Image courtesy of World Vision Australia

It is immoral for Australia to punish kids to send a message to people smugglers … end of story. Today’s release of a joint report from the Refugee Council of Australia and the Asylum Seeker Resource Centre outlines the impact of up to six years of being stranded indefinitely on Nauru on an estimated 109 children: it’s an indictment of an uncaring nation. The federal government is spending an absolute fortune to wreck the lives of asylum seekers, to somehow make an example of them.

“Children as young as 7 and 12 are experiencing repeated incidents of suicide attempts, dousing themselves in petrol and becoming catatonic,” the report reads. Instead of garnering sympathy or support, today’s report was greeted by more victim-blaming. The president of Nauru, Baron Waqa, was quoted in today’s Australian saying [$] that children were being encouraged to self-harm to improve their chances of resettlement. “We tend to think … these kids are pushed into doing something they’re not aware of, and the dangers of … It’s the way of working the system, probably short-circuiting it, just to get to Australia.” It’s like the children overboard saga all over again, and, with both major parties in apparent lock step on the issue, there is no hope in sight.

The report calls on Australia to resettle the children here without delay. The Refugee Council’s Joyce Chia this morning told RN Breakfast host Fran Kelly that while the US resettlement process was the best hope for those remaining on Nauru, there were fears among Iranian refugees that “extreme vetting” would leave them stranded. With every such rejection, the resettlement options dwindle and the crisis gets deeper and longer.

Prime minister and former immigration minister Scott Morrison has already insisted that there will be no softening of Australia’s tough border protection policies. Foreign Affairs Minister Marise Payne, who will attend the Pacific Islands Forum on Nauru today, is reportedly not going to visit the regional processing centre that Australia maintains there. A Guardian investigation today looks at the high price of Australia’s support for Nauru, a nation in “democratic freefall”. As Laura Tingle observed on the ABC’s Insiders yesterday, and as Gary Nunn suggested on Saturday, this diabolical offshore detention policy is even complicating Australia’s ability to go into bat for documentary maker James Ricketson, charged with espionage in Cambodia.

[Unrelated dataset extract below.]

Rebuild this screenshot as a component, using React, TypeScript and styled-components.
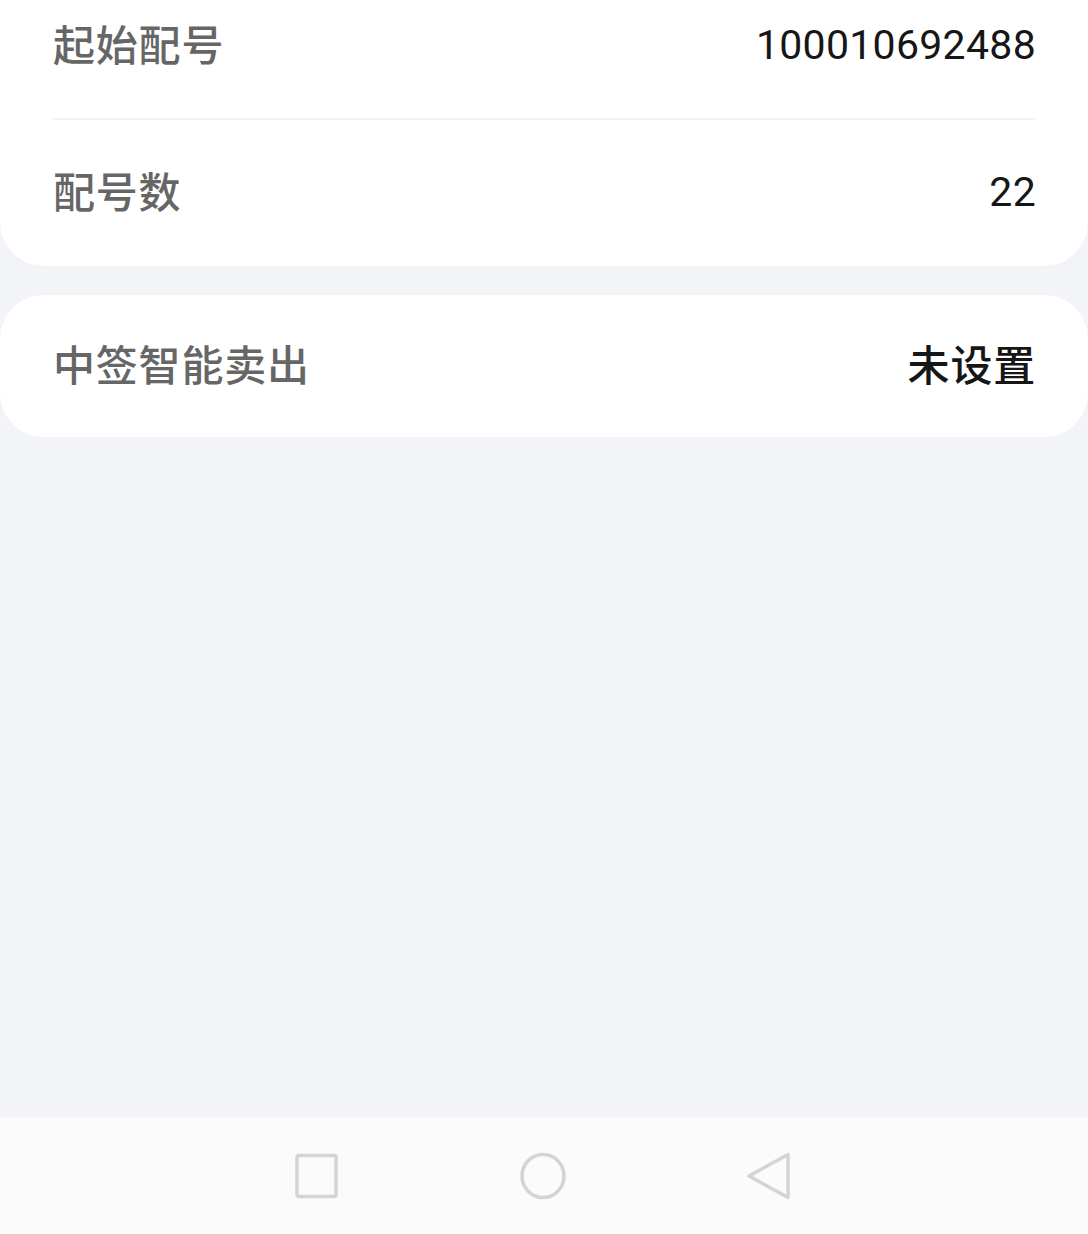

We know where the Coalition stands; Labor is not offering much hope either. Shadow immigration minister Shayne Neumann, who has been rightly vocal about Dutton’s au pair scandals, has not responded to the Refugee Council report today. Labor frontbencher Anthony Albanese, also on RN Breakfast this morning, raised the plight of the children in detention on Nauru and lambasted Peter Dutton for a “complete lack of compassion”, but stopped short of the solution: bringing those kids to safety, here, right now. At least Neumann has written to Dutton urging the government to accept New Zealand’s offer to resettle 150 asylum seekers. One Iranian asylum seeker, mother of the child pictured, told [$] The Australian she saw New Zealand as her family’s “last chance” to find a new home and appealed to prime minister Jacinda Ardern.

With every far-right outburst, here and overseas, comes increasing fear that an act of compassion would cause a racist backlash.

Yesterday we saw an attempted suicide and riots at the Yongah Hill immigration detention centre in Perth. Today, we hear reports of fears [$] for the health of a baby and her mother in detention in Melbourne. The system is cracking under the weight of its own cruelty. Even for the many people who support offshore detention, and turnbacks, as both major parties do, it is surely impossible to defend the continued harm to children. Is the Australian population so scared of a few refugee boats arriving, that we have to continue to destroy innocent lives? Is the government willing to risk harming these children for the sake of maintaining its tough-on-boats stance?


Lifeline 13 11 14

since this morning

Prime Minister Scott Morrison has flagged that he has an “open mind” about a possible royal commission into the energy sector.

The race to replace Malcolm Turnbull in parliament has widened to include two more candidates, as Christine Forster, the City of Sydney councillor and sister of former prime minister Tony Abbott, withdraws.


A leak to the Herald Sun reveals [$] that Malcolm Turnbull personally approved a massive $7.6 billion roads and rail package aimed at saving marginal seats across the country as part of his re-election blueprint.

The Australian reports [$] that the grant of almost half a billion dollars to the Great Barrier Reef Foundation was more than double the recommended amount, and was handed over as a single payment against the advice of the Department of Finance.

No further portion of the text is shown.